A fina ironia de José Paulo Cavalcanti deixa a questão em aberto. Pois de início fica claro que a questão mais importante para que o combate à corrupção avance é acabar com o foro privilegiado. Questão que não está na Lei de Abuso da Autoridade. Em seguida mais um obstáculo: as manobras de enfraquecimento de funções fiscalizadoras, outra faca de dois gumes (se é que entendi as considerações de Everardo Maciel sobre sigilo fiscal e bancário, que precisa ser tratada sem politização, sem arbitrariedade e sem informalidade). O terceiro parágrafo eu li como uma caricatura: de que a nova Lei de Abuso da Autoridade vai levar a que soltem Lula e criminalizem procuradores. Parece-me exagero interpretativo. É o exagero interpretativo que está sendo usado para mobilizar manifestações de rua pelo veto. Prefiro ler como ironia do escritor. Como a irônica observação dos dois últimos parágrafos de que a Lei de Abuso da Autoridade, se é que foi feita para proteger corruptos, pode virar feitiço contra o feiticeiro. “E eles venceram. Mas…” Eu gostei da brincadeira. Mas eu sou a favor da Lei de Abuso da Autoridade. Sergio Moro defendendo o veto só confirma que continuamos vivendo sob o signo da “lavajatice” (ou “lavajatismo”, como prefere Luiz Alfredo Raposo). E eu acho inaceitável que os fins justifiquem os meios.
PS – Quanto à “Mani Pulite” prendeu 3 mil e tantos mas Betino Craxi (que conheci na ONU) escapou. E ajudou a introduzir Berlusconi (que não deixa de ter suas semelhanças com o nosso Bolsonaro, ainda que as taras pornográficas dos dois sejam diferentes).
É verdade, Helga: tudo o que está na LAA já existe na legislação anterior. Sua intenção é apenas de revanche, de intimidação, de tumultuar o devido processo legal.

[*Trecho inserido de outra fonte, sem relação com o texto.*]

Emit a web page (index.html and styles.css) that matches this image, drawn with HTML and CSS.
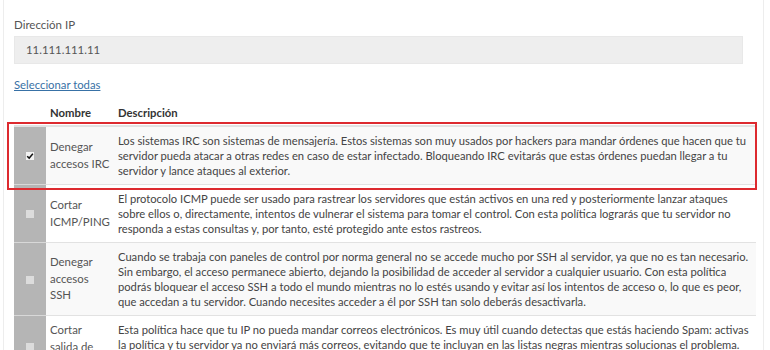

Dois rápidos exemploe: 1) A prisão preventiva tem três exigências, impedir a fuga do acusado, a destruição de provas ou sua pressão sobre testemunhas. E a quem cabe o juízo dessas condições? Ao juiz, naturalmente. Contra um eventual erro dessa autoridade, cabe recurso à instância superior ou denúncia ao Conselho Superior da Magistratura. 2) O uso de algemas pela polícia recomenda-se para que o prisioneiro não reaja ou tente fugir. E a quem cabe a avaliação de tal possibilidade? Ao policial em ação, não poderia ser outra pessoa. Em caso de abuso, pode haver representação contra o policial, para sua evantual punição.
As circunstâncias em que a LAA foi concebida não deixam dúvida sobre a sua real motivação.
Desconfiar por desconfiar eu também desconfio da real motivação do movimento VemPraRua. E a aprovação na Câmara dos Deputados foi de 342 a 83. Acho exagero interpretativo esse de que 342 estão contra o combate à corrupção. É mais uma questão de equilibrar os três poderes.